Work to do
Your job is to retype all of the data word for word, leaving every image out.

* Begin *

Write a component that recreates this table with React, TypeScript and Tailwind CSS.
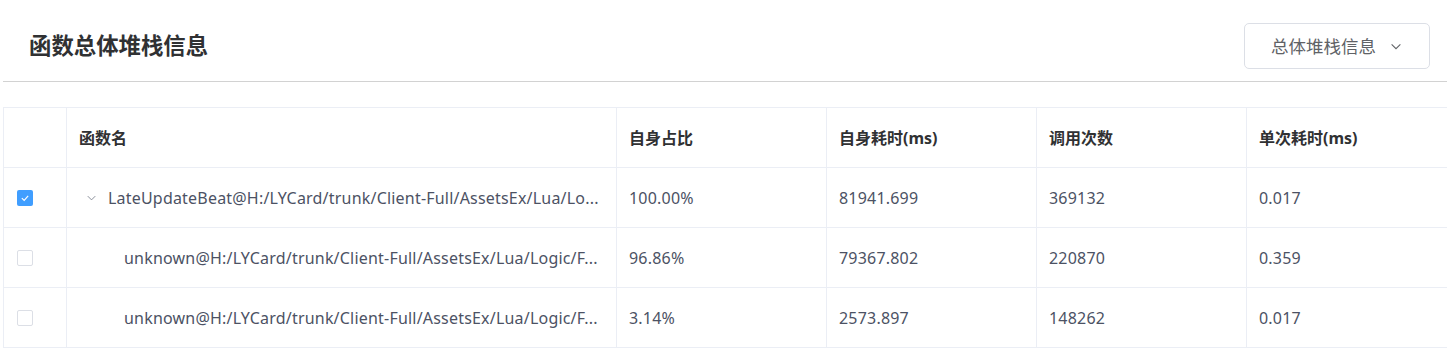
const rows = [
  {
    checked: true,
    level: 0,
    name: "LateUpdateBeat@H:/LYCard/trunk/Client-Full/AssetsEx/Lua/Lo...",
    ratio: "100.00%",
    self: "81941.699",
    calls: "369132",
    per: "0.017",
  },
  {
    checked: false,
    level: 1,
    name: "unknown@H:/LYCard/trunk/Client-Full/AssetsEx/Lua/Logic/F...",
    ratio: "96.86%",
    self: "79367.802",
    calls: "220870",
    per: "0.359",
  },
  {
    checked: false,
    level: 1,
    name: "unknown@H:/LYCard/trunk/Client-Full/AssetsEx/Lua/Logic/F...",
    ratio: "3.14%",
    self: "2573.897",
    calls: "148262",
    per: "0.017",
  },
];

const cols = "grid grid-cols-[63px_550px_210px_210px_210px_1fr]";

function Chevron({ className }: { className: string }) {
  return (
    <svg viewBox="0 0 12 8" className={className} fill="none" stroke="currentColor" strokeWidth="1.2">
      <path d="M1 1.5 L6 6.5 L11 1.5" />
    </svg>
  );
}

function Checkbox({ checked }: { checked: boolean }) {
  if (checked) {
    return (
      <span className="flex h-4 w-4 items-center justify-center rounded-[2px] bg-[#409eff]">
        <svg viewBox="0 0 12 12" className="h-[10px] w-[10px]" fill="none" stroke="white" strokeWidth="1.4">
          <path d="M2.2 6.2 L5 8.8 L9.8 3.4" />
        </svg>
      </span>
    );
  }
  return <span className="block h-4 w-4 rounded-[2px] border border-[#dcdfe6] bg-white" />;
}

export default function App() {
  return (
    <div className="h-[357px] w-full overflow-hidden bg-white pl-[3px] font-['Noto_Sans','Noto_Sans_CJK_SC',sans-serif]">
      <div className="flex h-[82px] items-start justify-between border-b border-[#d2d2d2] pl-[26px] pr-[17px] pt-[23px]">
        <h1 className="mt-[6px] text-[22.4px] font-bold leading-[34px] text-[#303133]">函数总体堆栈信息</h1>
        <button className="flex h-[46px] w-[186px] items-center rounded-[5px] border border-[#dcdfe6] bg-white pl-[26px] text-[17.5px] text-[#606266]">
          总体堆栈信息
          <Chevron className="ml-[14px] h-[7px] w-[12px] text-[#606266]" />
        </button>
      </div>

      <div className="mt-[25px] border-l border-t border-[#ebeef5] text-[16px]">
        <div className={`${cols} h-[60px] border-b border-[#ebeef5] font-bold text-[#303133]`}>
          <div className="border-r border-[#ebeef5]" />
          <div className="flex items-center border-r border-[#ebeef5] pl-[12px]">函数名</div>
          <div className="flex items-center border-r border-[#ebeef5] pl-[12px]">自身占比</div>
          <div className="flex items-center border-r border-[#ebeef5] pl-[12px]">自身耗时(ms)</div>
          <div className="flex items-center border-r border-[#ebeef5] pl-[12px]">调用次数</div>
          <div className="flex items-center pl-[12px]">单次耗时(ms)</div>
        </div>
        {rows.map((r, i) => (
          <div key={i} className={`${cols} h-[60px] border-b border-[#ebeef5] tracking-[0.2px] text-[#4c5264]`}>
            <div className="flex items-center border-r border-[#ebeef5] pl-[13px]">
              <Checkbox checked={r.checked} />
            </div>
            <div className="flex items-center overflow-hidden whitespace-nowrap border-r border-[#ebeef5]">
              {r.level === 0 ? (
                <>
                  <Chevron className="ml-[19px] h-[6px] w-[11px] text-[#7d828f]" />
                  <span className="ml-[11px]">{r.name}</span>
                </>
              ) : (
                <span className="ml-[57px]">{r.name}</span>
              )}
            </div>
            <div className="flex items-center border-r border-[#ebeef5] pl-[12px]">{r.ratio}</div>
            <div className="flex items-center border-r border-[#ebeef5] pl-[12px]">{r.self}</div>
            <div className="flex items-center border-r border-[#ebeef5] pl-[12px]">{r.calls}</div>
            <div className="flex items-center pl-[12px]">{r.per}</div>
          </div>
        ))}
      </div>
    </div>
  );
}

* End *

Output for this exercise
Write a component that recreates this table with React, TypeScript and Tailwind CSS.
const rows = [
  {
    checked: true,
    level: 0,
    name: "LateUpdateBeat@H:/LYCard/trunk/Client-Full/AssetsEx/Lua/Lo...",
    ratio: "100.00%",
    self: "81941.699",
    calls: "369132",
    per: "0.017",
  },
  {
    checked: false,
    level: 1,
    name: "unknown@H:/LYCard/trunk/Client-Full/AssetsEx/Lua/Logic/F...",
    ratio: "96.86%",
    self: "79367.802",
    calls: "220870",
    per: "0.359",
  },
  {
    checked: false,
    level: 1,
    name: "unknown@H:/LYCard/trunk/Client-Full/AssetsEx/Lua/Logic/F...",
    ratio: "3.14%",
    self: "2573.897",
    calls: "148262",
    per: "0.017",
  },
];

const cols = "grid grid-cols-[63px_550px_210px_210px_210px_1fr]";

function Chevron({ className }: { className: string }) {
  return (
    <svg viewBox="0 0 12 8" className={className} fill="none" stroke="currentColor" strokeWidth="1.2">
      <path d="M1 1.5 L6 6.5 L11 1.5" />
    </svg>
  );
}

function Checkbox({ checked }: { checked: boolean }) {
  if (checked) {
    return (
      <span className="flex h-4 w-4 items-center justify-center rounded-[2px] bg-[#409eff]">
        <svg viewBox="0 0 12 12" className="h-[10px] w-[10px]" fill="none" stroke="white" strokeWidth="1.4">
          <path d="M2.2 6.2 L5 8.8 L9.8 3.4" />
        </svg>
      </span>
    );
  }
  return <span className="block h-4 w-4 rounded-[2px] border border-[#dcdfe6] bg-white" />;
}

export default function App() {
  return (
    <div className="h-[357px] w-full overflow-hidden bg-white pl-[3px] font-['Noto_Sans','Noto_Sans_CJK_SC',sans-serif]">
      <div className="flex h-[82px] items-start justify-between border-b border-[#d2d2d2] pl-[26px] pr-[17px] pt-[23px]">
        <h1 className="mt-[6px] text-[22.4px] font-bold leading-[34px] text-[#303133]">函数总体堆栈信息</h1>
        <button className="flex h-[46px] w-[186px] items-center rounded-[5px] border border-[#dcdfe6] bg-white pl-[26px] text-[17.5px] text-[#606266]">
          总体堆栈信息
          <Chevron className="ml-[14px] h-[7px] w-[12px] text-[#606266]" />
        </button>
      </div>

      <div className="mt-[25px] border-l border-t border-[#ebeef5] text-[16px]">
        <div className={`${cols} h-[60px] border-b border-[#ebeef5] font-bold text-[#303133]`}>
          <div className="border-r border-[#ebeef5]" />
          <div className="flex items-center border-r border-[#ebeef5] pl-[12px]">函数名</div>
          <div className="flex items-center border-r border-[#ebeef5] pl-[12px]">自身占比</div>
          <div className="flex items-center border-r border-[#ebeef5] pl-[12px]">自身耗时(ms)</div>
          <div className="flex items-center border-r border-[#ebeef5] pl-[12px]">调用次数</div>
          <div className="flex items-center pl-[12px]">单次耗时(ms)</div>
        </div>
        {rows.map((r, i) => (
          <div key={i} className={`${cols} h-[60px] border-b border-[#ebeef5] tracking-[0.2px] text-[#4c5264]`}>
            <div className="flex items-center border-r border-[#ebeef5] pl-[13px]">
              <Checkbox checked={r.checked} />
            </div>
            <div className="flex items-center overflow-hidden whitespace-nowrap border-r border-[#ebeef5]">
              {r.level === 0 ? (
                <>
                  <Chevron className="ml-[19px] h-[6px] w-[11px] text-[#7d828f]" />
                  <span className="ml-[11px]">{r.name}</span>
                </>
              ) : (
                <span className="ml-[57px]">{r.name}</span>
              )}
            </div>
            <div className="flex items-center border-r border-[#ebeef5] pl-[12px]">{r.ratio}</div>
            <div className="flex items-center border-r border-[#ebeef5] pl-[12px]">{r.self}</div>
            <div className="flex items-center border-r border-[#ebeef5] pl-[12px]">{r.calls}</div>
            <div className="flex items-center pl-[12px]">{r.per}</div>
          </div>
        ))}
      </div>
    </div>
  );
}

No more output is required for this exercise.